Tom Sims

Wayne State Warriors
- Title: Defensive coordinator & defensive line coach

Personal information
- Born: April 18, 1967 (age 59) Detroit, Michigan, U.S.
- Listed height: 6 ft 2 in (1.88 m)
- Listed weight: 291 lb (132 kg)

Career information
- Position: Defensive tackle (No. 95, 92)
- High school: Cass Technical (Detroit)
- College: Pittsburgh
- NFL draft: 1990: 6th round, 152nd overall pick

Career history

Playing
- Kansas City Chiefs (1990–1992); Indianapolis Colts (1993–1994); Minnesota Vikings (1995)*; Kansas City Chiefs (1996);
- * Offseason or practice squad member only

Coaching
- Western Kentucky (1997–1999) Defensive line coach; Eastern Michigan (2000) Defensive line coach; Minnesota (2001–2004) Defensive line coach; Illinois (2005–2008) Defensive line coach; Kansas (2009) Defensive line coach; Youngstown State (2010–2014) Defensive line coach; Pittsburgh (2015–2016) Defensive line coach; Baltimore Ravens (2017) Camp assistant; Savannah State (2018) Defensive line coach; Savannah State (2019–2021) Defensive coordinator; Arkansas-Pine Bluff (2022) Co-defensive coordinator; Wayne State (2023–present) Defensive coordinator & defensive line coach;

Career NFL statistics
- Tackles: 65
- Sacks: 4
- Fumble recoveries: 1
- Stats at Pro Football Reference

= Tom Sims (American football) =

American football player and coach (born 1967)
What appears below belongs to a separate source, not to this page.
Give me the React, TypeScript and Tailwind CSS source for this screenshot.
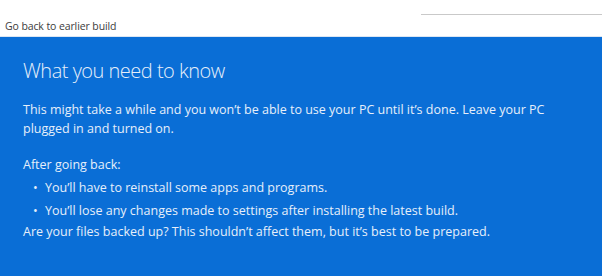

Thomas Sidney Sims (born April 18, 1967) is an American football coach and former defensive tackle. He is the defensive coordinator and defensive line coach for Wayne State University, positions he has held since 2023. He also played four seasons in the National Football League (NFL) with the Kansas City Chiefs and Indianapolis Colts. He was drafted by the Chiefs in the sixth round of the 1990 NFL draft. He first played college football for the Broncos of Western Michigan University before transferring to play for the Pittsburgh Panthers of the University of Pittsburgh. He attended Cass Technical High School in Detroit, Michigan.

==College career==
Sims graduated from Pittsburgh with a business degree in 1990.

==Professional career==
Sims was drafted by the Kansas City Chiefs in the sixth round, with the 152nd overall pick, of the 1990 NFL draft. In early September 1990, before the start of the regular season, Sims was placed on injured reserve with an ankle injury. He did not appear in a game in 1990. He played in 14 games for the Chiefs in 1991 and recorded 6 total tackles. He signed with the Chiefs in July 1992. He appeared in 12 games in 1992, recording 12 total tackles, 3.0 sacks and 1 fumble recovery. (Note: NFL tackle statistics are unofficial and were not consistently recorded before 1994.) He was released by the Chiefs on September 4, 1993.

Sims signed with the Indianapolis Colts in early November 1993. He played in 5 games, starting 3, for the Colts in 1993 and recorded 30 total tackles and 1.0 sack. He played in 16 games, starting 1, in 1994 and recorded 12 solo tackles and 5 tackle assists.

Sims was signed by the Minnesota Vikings on June 2, 1995. He was released by the Vikings on August 28, 1995.

Sims signed with the Kansas City Chiefs on March 18, 1996. He spent time with the Chiefs during the 1996 regular season but did not appear in any games.

==Coaching career==
Sims has been the defensive line coach at seven colleges. He coached the Hilltoppers of Western Kentucky University from 1997 to 1999, the Eagles of Eastern Michigan University in 2000, the Golden Gophers of the University of Minnesota from 2001 to 2004, the Fighting Illini of the University of Illinois from 2005 to 2008, the Jayhawks of the University of Kansas in 2009, the Penguins of Youngstown State University from 2010 to 2014, and the Pittsburgh Panthers from 2015 to 2016.

Sims was with the Ravens Camp in 2017 before being hired as the defensive line coach at Savannah State in 2018. The following years, Sims was promoted to defensive coordinator by new head coach Shawn Quinn, where he remained through the 2021 season. In his first year as a coordinator, Sims lead the number 1 scoring defense in the SIAC, and helped lead the Tigers to a 7–3 record. This was the first winning season for the Tigers in over 20 years.

In March 2022, Sims joined the staff at Arkansas-Pine Bluff as the co-defensive coordinator and defensive line coach.